# Instructions for the task
Copy all lines of the listing that include the string "React".

(Stored entries)
⁂

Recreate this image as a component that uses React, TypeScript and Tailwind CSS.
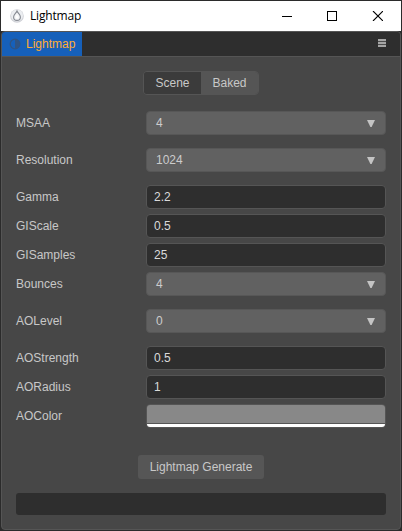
import React from 'react';

type Kind = 'select' | 'input' | 'color';
interface Field {
  label: string;
  kind: Kind;
  value?: string;
  gap: string;
}

const fields: Field[] = [
  { label: 'MSAA', kind: 'select', value: '4', gap: 'mt-4' },
  { label: 'Resolution', kind: 'select', value: '1024', gap: 'mt-[13px]' },
  { label: 'Gamma', kind: 'input', value: '2.2', gap: 'mt-[13px]' },
  { label: 'GIScale', kind: 'input', value: '0.5', gap: 'mt-[5px]' },
  { label: 'GISamples', kind: 'input', value: '25', gap: 'mt-[5px]' },
  { label: 'Bounces', kind: 'select', value: '4', gap: 'mt-[5px]' },
  { label: 'AOLevel', kind: 'select', value: '0', gap: 'mt-[13px]' },
  { label: 'AOStrength', kind: 'input', value: '0.5', gap: 'mt-[13px]' },
  { label: 'AORadius', kind: 'input', value: '1', gap: 'mt-[5px]' },
  { label: 'AOColor', kind: 'color', gap: 'mt-[5px]' },
];

function Control({ kind, value }: { kind: Kind; value?: string }) {
  if (kind === 'select') {
    return (
      <div className="flex h-6 w-60 items-center justify-between rounded-[4px] border border-[#575757] bg-[#616161] pl-[9px] pr-2.5 text-[#cccccc]">
        <span>{value}</span>
        <svg className="h-[7px] w-2" viewBox="0 0 8 7">
          <path d="M0 0H8L4.6 7H3.4Z" fill="#c4c4c4" />
        </svg>
      </div>
    );
  }
  if (kind === 'input') {
    return (
      <div className="flex h-6 w-60 items-center rounded-[4px] border border-[#555] bg-[#2e2e2e] pl-[7px] text-[#dadada]">
        {value}
      </div>
    );
  }
  return (
    <div className="flex h-6 w-60 flex-col overflow-hidden rounded-[4px] border border-[#555]">
      <div className="h-[18px] bg-[#888]" />
      <div className="h-px bg-[#555]" />
      <div className="h-[3px] bg-white" />
    </div>
  );
}

export default function App() {
  return (
    <div className="flex h-[531px] w-[402px] flex-col bg-[#2b2b2b] p-px text-[12px] leading-[14px]" style={{ fontFamily: '"Liberation Sans", Arial, sans-serif' }}>
      <header className="flex h-[30px] shrink-0 items-center bg-white pl-[9px] pr-[18px] text-black">
        <svg className="size-[14px]" viewBox="0 0 14 14">
          <circle cx="7" cy="7" r="6.8" fill="#cfd1d6" />
          <circle cx="7" cy="6.4" r="6" fill="#eceef1" />
          <path d="M7 2C6.2 4.2 3.6 5.4 3.6 8a3.4 3.4 0 0 0 6.8 0C10.4 5.4 7.8 4.2 7 2Z" fill="#f4f5f7" stroke="#868a92" strokeWidth="1.1" />
          <path d="M7 5.4C6.5 6.8 5.9 7.2 5.9 8.4a1.1 1.1 0 0 0 2.2 0C8.1 7.2 7.5 6.8 7 5.4Z" fill="#fff" />
        </svg>
        <span className="ml-1.5 flex-1 font-['Open_Sans',sans-serif] text-[12px] leading-4 tracking-[-0.18px]">Lightmap</span>
        <svg className="h-[10px] w-[101px]" viewBox="0 0 101 10" fill="none" stroke="#000">
          <path d="M0 5.5H10M45.5 .5H54.5V9.5H45.5Z" shapeRendering="crispEdges" />
          <path d="M91 0L101 10M101 0L91 10" strokeWidth="1.1" />
        </svg>
      </header>
      <main className="flex min-h-0 flex-1 flex-col overflow-hidden rounded-[4px] border border-[#555] bg-[#474747]">
        <nav className="flex h-[25px] shrink-0 items-start justify-between border-b border-[#555] bg-[#2e2e2e] pr-[14px]">
          <div className="flex h-6 w-20 items-center bg-[#1660ba] pl-[7px] text-[#ffac33]">
            <svg className="size-3" viewBox="0 0 12 12">
              <circle cx="6" cy="6" r="4.8" fill="none" stroke="#2f5484" strokeWidth="1.3" />
              <path d="M6 1.2A4.8 4.8 0 0 1 6 10.8Z" fill="#2f5484" />
            </svg>
            <span className="ml-[5px]">Lightmap</span>
          </div>
          <svg className="mt-[7px] h-2 w-2" viewBox="0 0 8 8" shapeRendering="crispEdges">
            <path d="M0 0H8V2H0ZM0 3H8V5H0ZM0 6H8V8H0Z" fill="#a5a5a5" />
            <path d="M0 2H8V3H0ZM0 5H8V6H0Z" fill="#4c4c4c" />
          </svg>
        </nav>
        <div className="flex flex-1 flex-col px-[14px] pt-[14px] text-[#c8c8c8]">
          <div className="flex h-6 w-[116px] shrink-0 self-center overflow-hidden rounded-[4px] border border-[#555]">
            <div className="flex w-[57px] items-center justify-center bg-[#3b3b3b]">Scene</div>
            <div className="flex flex-1 items-center justify-center bg-[#555]">Baked</div>
          </div>
          {fields.map((field) => (
            <div key={field.label} className={`flex h-6 shrink-0 items-center justify-between ${field.gap}`}>
              <span>{field.label}</span>
              <Control kind={field.kind} value={field.value} />
            </div>
          ))}
          <button className="mt-[27px] flex h-6 w-[126px] shrink-0 items-center justify-center self-center rounded-[3px] bg-[#565656]">
            Lightmap Generate
          </button>
          <div className="mt-[14px] h-[22px] shrink-0 rounded-[3px] bg-[#2e2e2e]" />
        </div>
      </main>
    </div>
  );
}
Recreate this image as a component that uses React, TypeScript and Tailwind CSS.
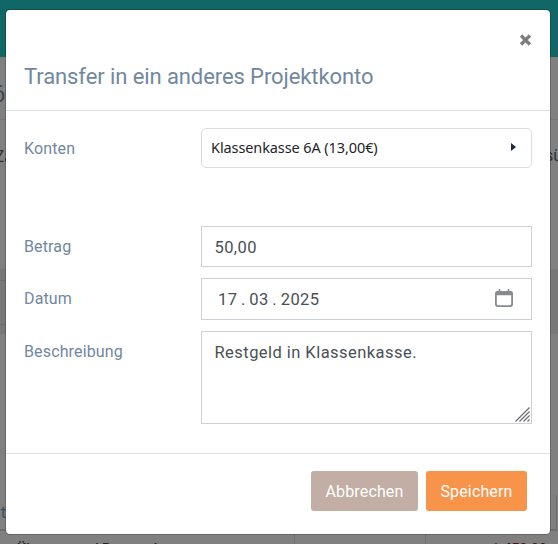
import { clsx } from 'clsx';
import React, { useState } from 'react';

interface FieldRowProps {
  label: string;
  htmlFor: string;
  className?: string;
  children: React.ReactNode;
}

const FieldRow: React.FC<FieldRowProps> = ({ label, htmlFor, className, children }) => (
  <div className={clsx('flex items-start', className)}>
    <label
      htmlFor={htmlFor}
      className="w-[177px] shrink-0 pt-[9px] text-[16px] leading-[24px] tracking-[0.14px] text-[#7187a0]"
    >
      {label}
    </label>
    {children}
  </div>
);

const CalendarIcon = () => (
  <svg width="18" height="18" viewBox="0 0 18 18" fill="none">
    <path d="M4.500 0v3M13.500 0v3" stroke="#868b90" strokeWidth="1.600" />
    <rect x="0.900" y="2.900" width="16.200" height="14.200" rx="2" stroke="#868b90" strokeWidth="1.800" />
    <path d="M0.500 4Q0.500 2 2.500 2h13q2 0 2 2v2.200H0.500z" fill="#868b90" />
  </svg>
);

const ResizeGrip = () => (
  <svg width="15" height="15" viewBox="0 0 15 15" className="pointer-events-none absolute right-[2px] bottom-[2px]">
    <path d="M0.500 14.500L14.500 0.500M4.500 14.500L14.500 4.500M8.500 14.500L14.500 8.500M12.500 14.500L14.500 12.500" stroke="#707070" strokeWidth="1.300" />
  </svg>
);

// Dimmed project page behind the dialog
const PageBehind = () => (
  <div className="flex h-full flex-col bg-[#808080]">
    <div className="h-[57px] shrink-0 bg-[#116666]" />
    <div className="flex h-[63px] shrink-0 items-center border-b border-[#777] text-[24px] text-[#41474f]">
      <span className="-ml-[8px] pt-[11px]">6</span>
    </div>
    <div className="flex h-[149px] shrink-0 justify-between pt-[24px] font-['Noto_Sans'] text-[16px] leading-[24px] text-[#303030]">
      <span className="-ml-[5px]">Za</span>
      <span className="-mr-[4px] font-['Roboto']">sü</span>
    </div>
    <div className="h-[65px] shrink-0 bg-[#787878] pt-[11px]">
      <div className="flex h-[45px]">
        <div className="w-[100px] border-y border-[#6d6d6d]" />
      </div>
    </div>
    <div className="h-[161px] shrink-0" />
    <div className="mr-[1px] h-[36px] shrink-0 border-r border-b-2 border-[#6e6e6e] text-[16px] leading-[36px] text-[#31506a]">
      <span className="-ml-[8px]">nt</span>
    </div>
    <div className="flex h-[40px] shrink-0 text-[14px] leading-[20px]">
      <div className="w-[295px] border-r border-[#6e6e6e] pt-[8px] pl-[17px] font-medium text-[#202020]">
        Übertrag und Personal
      </div>
      <div className="w-[131px] border-r border-[#6e6e6e]" />
      <div className="flex-1 pt-[8px] pr-[11px] text-right font-bold text-[#4c1010]">-1.450,00</div>
    </div>
  </div>
);

export default function App() {
  const [amount, setAmount] = useState('50,00');
  const [description, setDescription] = useState('Restgeld in Klassenkasse.');

  return (
    <div className="relative h-[544px] w-[558px] overflow-hidden font-['Roboto',sans-serif]">
      <PageBehind />

      <div
        role="dialog"
        aria-modal="true"
        className="absolute top-[9px] left-[5px] flex h-[526px] w-[546px] flex-col rounded-[5px] border border-black/20 bg-white bg-clip-padding"
      >
        <header className="h-[101px] shrink-0 border-b border-[#dcdfe6] pr-[18px] pl-[18px]">
          <div className="flex h-[50px] items-start justify-end pt-[24px]">
            <button type="button" aria-label="Schließen">
              <svg width="13" height="12" viewBox="0 0 13 12">
                <path d="M2 1.500L11 10.500M11 1.500L2 10.500" stroke="#7d7d7d" strokeWidth="3.200" />
              </svg>
            </button>
          </div>
          <h5 className="text-[22px] leading-[33px] font-normal tracking-[-0.09px] text-[#7187a0]">
            Transfer in ein anderes Projektkonto
          </h5>
        </header>

        <div className="flex h-[342px] shrink-0 flex-col pt-[17px] pr-[18px] pl-[18px] text-[#495057]">
          <FieldRow label="Konten" htmlFor="account" className="h-[98px]">
            <button
              id="account"
              type="button"
              className="flex h-[40px] flex-1 items-center justify-between rounded-[5px] border border-[#dcdcdc] pr-[15px] pb-[2px] pl-[9px] font-['Noto_Sans'] text-[14.5px] text-[#212529]"
            >
              <span className="pt-[2px] tracking-[-0.1px]">Klassenkasse 6A (13,00€)</span>
              <svg width="5" height="8" viewBox="0 0 5 8">
                <path d="M0 0L5 4L0 8z" fill="#1f2937" />
              </svg>
            </button>
          </FieldRow>

          <FieldRow label="Betrag" htmlFor="amount" className="h-[52px]">
            <input
              id="amount"
              value={amount}
              onChange={(e) => setAmount(e.target.value)}
              className="h-[41px] min-w-0 flex-1 border border-[#ced1da] px-[12.5px] pt-[2px] text-[16.5px] tracking-[0.4px] outline-none"
            />
          </FieldRow>

          <FieldRow label="Datum" htmlFor="date" className="h-[53px]">
            <div
              id="date"
              className="flex h-[42px] flex-1 items-center justify-between border border-[#ced1da] pr-[18px] pl-[16px] text-[16.5px] tracking-[0.4px]"
            >
              <div className="flex pt-[2px]">
                <span>17</span>
                <span className="w-[12px] text-center">.</span>
                <span>03</span>
                <span className="w-[12px] text-center">.</span>
                <span>2025</span>
              </div>
              <span className="-mt-[3px]">
                <CalendarIcon />
              </span>
            </div>
          </FieldRow>

          <FieldRow label="Beschreibung" htmlFor="description">
            <div className="relative h-[93px] flex-1">
              <textarea
                id="description"
                value={description}
                onChange={(e) => setDescription(e.target.value)}
                className="block h-full w-full resize-none border border-[#ced1da] px-[12.5px] py-[8px] text-[16.5px] leading-[25px] tracking-[0.45px] outline-none"
              />
              <ResizeGrip />
            </div>
          </FieldRow>
        </div>

        <footer className="flex flex-1 items-start justify-end gap-[8px] border-t border-[#dee2e6] pt-[17px] pr-[23px] text-[16px] tracking-[0.14px] text-white">
          <button type="button" className="h-[40px] w-[107px] rounded-[3px] bg-[#c2aea4] pt-[2px]">
            Abbrechen
          </button>
          <button type="button" className="h-[40px] w-[101px] rounded-[3px] bg-[#f8934a] pt-[2px]">
            Speichern
          </button>
        </footer>
      </div>
    </div>
  );
}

⁂

# Written answer
Recreate this image as a component that uses React, TypeScript and Tailwind CSS.
import React from 'react';
Recreate this image as a component that uses React, TypeScript and Tailwind CSS.
import React, { useState } from 'react';
  children: React.ReactNode;
const FieldRow: React.FC<FieldRowProps> = ({ label, htmlFor, className, children }) => (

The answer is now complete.